Sumber Daya LTJ per Daerah:
1. Sumatera
Jenis endapan LTJ pelapukan. Estimasi teoritis LTJ (Ce, La, Nd, Pr, Sm, Gd, Y) sebesar 19.917 ton.
2. Bangka Belitung
Jenis endapan LTJ tailing. Estimasi teoritis LTJ (Ce, La, Nd, Pr, Sm, Gd, Y) sebesar 383.239,8 ton.
3. Kalimantan
Jenis endapan LTJ laterit. Estimasi teoritis LTJ (Ce, La, Nd, Pr, Sm, Gd, Y) sebesar 219 ton.
4. Sulawesi
Jenis endapan LTJ laterit. Estimasi teoritis LTJ (Ce, La, Nd, Pr, Sm, Gd, Y) sebesar 443 ton.
5. IUP Timah Bangka Belitung dan Kepulauan Riau (darat dan laut)
Jenis endapan aluvial. Estimasi teoritis LTJ (Ce, La, Nd, Pr, Sm, Gd, Y) sebesar 180.323 ton
Harga "Selangit"
Ternyata, harga logam tanah jarang ini sangat tinggi.
Chairman Indonesian Mining Institute (IMI) Irwandy Arif mengungkapkan bahwa LTJ menjadi mineral yang cukup penting karena mempunyai segudang manfaat. Salah satunya yakni untuk kebutuhan untuk industri pertahanan dan harganya cukup mahal.

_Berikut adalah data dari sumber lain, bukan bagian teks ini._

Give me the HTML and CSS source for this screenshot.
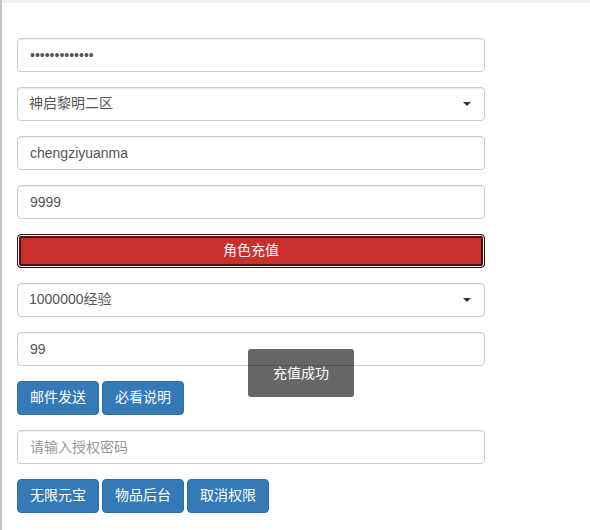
FILE: index.html
```html
<!DOCTYPE html>
<html lang="zh-CN">
<head>
<meta charset="utf-8">
<title>角色充值</title>
<link rel="stylesheet" href="styles.css">
</head>
<body>
<div class="page">
  <div class="topband"></div>
  <form class="panel">
    <div class="form-group">
      <input class="form-control" type="password" value="1234567890123">
    </div>
    <div class="form-group select-wrap">
      <select class="form-control"><option>神启黎明二区</option></select>
      <span class="caret"></span>
    </div>
    <div class="form-group">
      <input class="form-control" type="text" value="chengziyuanma">
    </div>
    <div class="form-group">
      <input class="form-control" type="text" value="9999">
    </div>
    <div class="form-group">
      <button type="button" class="btn btn-danger btn-block">角色充值</button>
    </div>
    <div class="form-group select-wrap">
      <select class="form-control"><option>1000000经验</option></select>
      <span class="caret"></span>
    </div>
    <div class="form-group">
      <input class="form-control" type="text" value="99">
    </div>
    <div class="form-group btn-row">
      <button type="button" class="btn btn-primary">邮件发送</button>
      <button type="button" class="btn btn-primary">必看说明</button>
    </div>
    <div class="form-group">
      <input class="form-control" type="text" placeholder="请输入授权密码">
    </div>
    <div class="form-group btn-row">
      <button type="button" class="btn btn-primary">无限元宝</button>
      <button type="button" class="btn btn-primary">物品后台</button>
      <button type="button" class="btn btn-primary">取消权限</button>
    </div>
    <div class="toast">充值成功</div>
  </form>
</div>
</body>
</html>
```

FILE: styles.css
```css
* { box-sizing: border-box; }
html, body { margin: 0; padding: 0; background: #fff; }
body {
  font-family: "Liberation Sans", "Noto Sans CJK SC", sans-serif;
  font-size: 14px;
  line-height: 1.42857;
  color: #333;
}
.page {
  width: 590px;
  height: 530px;
  border-left: 2px solid #c4c4c4;
  overflow: hidden;
}
.topband {
  height: 3px;
  background: #f1f1f1;
}
.panel {
  position: relative;
  width: 468px;
  margin: 35px 0 0 15px;
}
.form-group { margin-bottom: 15px; }
.form-group:last-of-type { margin-bottom: 0; }
.form-control {
  display: block;
  width: 100%;
  height: 34px;
  padding: 6px 12px;
  font-family: inherit;
  font-size: 14px;
  line-height: 1.42857;
  color: #555;
  background: #fff;
  border: 1px solid #ccc;
  border-radius: 4px;
  box-shadow: inset 0 1px 1px rgba(0,0,0,.075);
  outline: none;
}
.form-control::placeholder { color: #999; }
select.form-control {
  -webkit-appearance: none;
  appearance: none;
  padding-left: 11px;
}
.select-wrap { position: relative; }
.caret {
  position: absolute;
  right: 14px;
  top: 15px;
  width: 0;
  height: 0;
  border-left: 4px solid transparent;
  border-right: 4px solid transparent;
  border-top: 4px solid #333;
  pointer-events: none;
}
.btn {
  display: inline-block;
  height: 34px;
  padding: 6px 12px;
  font-family: inherit;
  font-size: 14px;
  line-height: 1.42857;
  text-align: center;
  border: 1px solid transparent;
  border-radius: 4px;
  cursor: pointer;
}
.btn-block { display: block; width: 100%; }
.btn-danger {
  color: #fff;
  background: #c9302c;
  border-color: #3a0e0d;
  box-shadow: inset 0 0 0 1px #fff, inset 0 0 0 3px #4a1311;
}
.btn-primary {
  color: #fff;
  background: #337ab7;
  border-color: #2e6da4;
}
.btn-row { display: flex; gap: 3px; }
.toast {
  position: absolute;
  left: 231px;
  top: 311px;
  width: 106px;
  height: 48px;
  padding: 15px 0;
  text-align: center;
  line-height: 18px;
  color: #fff;
  background: rgba(0,0,0,.6);
  border-radius: 3px;
}
```
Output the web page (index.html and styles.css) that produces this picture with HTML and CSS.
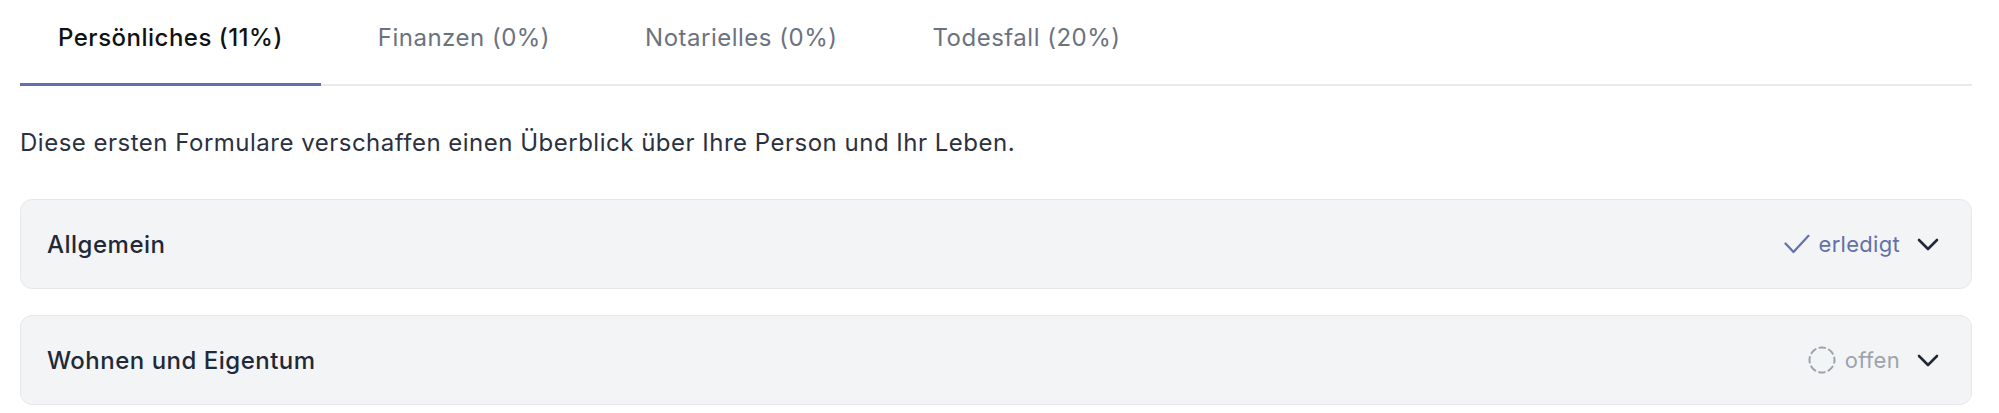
FILE: index.html
```html
<!DOCTYPE html>
<html lang="de">
<head>
<meta charset="utf-8">
<title>Formulare</title>
<link rel="stylesheet" href="styles.css">
</head>
<body>
<div class="page">
  <nav class="tabs">
    <a class="tab active">Persönliches (11%)</a>
    <a class="tab">Finanzen (0%)</a>
    <a class="tab">Notarielles (0%)</a>
    <a class="tab">Todesfall (20%)</a>
  </nav>
  <p class="intro">Diese ersten Formulare verschaffen einen Überblick über Ihre Person und Ihr Leben.</p>
  <div class="cards">
    <div class="card">
      <span class="card-title">Allgemein</span>
      <div class="card-right">
        <span class="status done">
          <svg class="status-icon" width="26" height="20" viewBox="0 0 26 20" fill="none" stroke="currentColor" stroke-width="2.2" stroke-linecap="round" stroke-linejoin="round"><path d="M1.5 9.5 L9.5 18 L24.5 1.8"/></svg>
          erledigt
        </span>
        <svg class="chevron" width="22" height="13" viewBox="0 0 22 13" fill="none" stroke="currentColor" stroke-width="2.6" stroke-linecap="round" stroke-linejoin="round"><path d="M2 2 L11 11 L20 2"/></svg>
      </div>
    </div>
    <div class="card">
      <span class="card-title">Wohnen und Eigentum</span>
      <div class="card-right">
        <span class="status open">
          <svg class="status-icon" width="28" height="28" viewBox="0 0 28 28" fill="none" stroke="currentColor" stroke-width="2" stroke-linecap="round"><circle cx="14" cy="14" r="12.5" stroke-dasharray="5.8 4" stroke-dashoffset="2.9"/></svg>
          offen
        </span>
        <svg class="chevron" width="22" height="13" viewBox="0 0 22 13" fill="none" stroke="currentColor" stroke-width="2.6" stroke-linecap="round" stroke-linejoin="round"><path d="M2 2 L11 11 L20 2"/></svg>
      </div>
    </div>
  </div>
</div>
</body>
</html>
```

FILE: styles.css
```css
* { box-sizing: border-box; }
html, body { margin: 0; padding: 0; background: #ffffff; }
body {
  font-family: Inter, "Noto Sans", "Liberation Sans", sans-serif;
  color: #1f2937;
  font-size: 24px;
  letter-spacing: 0.5px;
}
.page {
  padding: 0 27px 0 20px;
}
.tabs {
  display: flex;
  gap: 19px;
  height: 86px;
  border-bottom: 2px solid #e9eaed;
}
.tab {
  display: block;
  padding: 20px 38px 27px;
  line-height: 36px;
  font-size: 24px;
  font-weight: 400;
  color: #6b7280;
  border-bottom: 3px solid transparent;
  margin-bottom: -2px;
  height: 86px;
  white-space: nowrap;
}
.tab.active {
  color: #111111;
  font-weight: 500;
  border-bottom-color: #6470ae;
}
.intro {
  margin: 41px 0 0;
  font-size: 24px;
  line-height: 32px;
  color: #2b3140;
}
.cards {
  margin-top: 40px;
  display: flex;
  flex-direction: column;
  gap: 26px;
}
.card {
  height: 90px;
  display: flex;
  align-items: center;
  justify-content: space-between;
  padding: 0 32px 0 26px;
  background: #f3f4f6;
  border: 1px solid #e6e7ea;
  border-radius: 12px;
}
.card-title {
  font-size: 24px;
  font-weight: 500;
  color: #1f2937;
}
.card-right {
  display: flex;
  align-items: center;
  gap: 17px;
}
.status {
  display: flex;
  align-items: center;
  gap: 9px;
  font-size: 22px;
  letter-spacing: 0.3px;
}
.status.done { color: #6370aa; }
.status.open { color: #9ca3af; }
.chevron { color: #1f2937; display: block; }
.status-icon { display: block; }
```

"Jadi pengembangan LTJ itu untuk industri pertahanan tapi LTJ kan selain pertahanan kan bisa buat harganya memang mahal," kata Irwandy ditemui di Jakarta, dikutip Rabu (27/8/2025).
Sepanjang 2025, neodymium menjadi logam tanah jarang dengan kenaikan harga paling signifikan. Dalam tiga pekan terakhir, harganya melonjak tajam.
Data Trading Economics mencatat, harga komoditas ini berada di kisaran CNY 785.000/ton atau sekitar Rp 1,8 miliar per ton, per Jumat (29/8/2025). Dalam sebulan harganya terbang lebih dari 20% dan dalam setahun melesat 56%. Dari semua komoditas yang diperdagangkan di jabat bumi, lonjakan harga neodymium hanya kalah dengan Rhodium (62%).
Berdasarkan data Refinitiv, kenaikan harga neodymium ini jauh di atas komoditas logam mulia seperti platinum (50%), perak (34%) ataupun emas (28%). Bila dibandingkan nominalnya, harga neodymium sangat jauh di atas. Harga batu bara misalnya kini berkisar US$ 110 per ton atau sekitar Rp 1,8 juta per ton. Artinya, harga neodymium 1.000 kali lipat lebih mahal dibandingkan batu bara.
Pergerakan harga yang agresif ini menegaskan posisi neodymium sebagai salah satu logam paling strategis dalam rantai pasok global teknologi.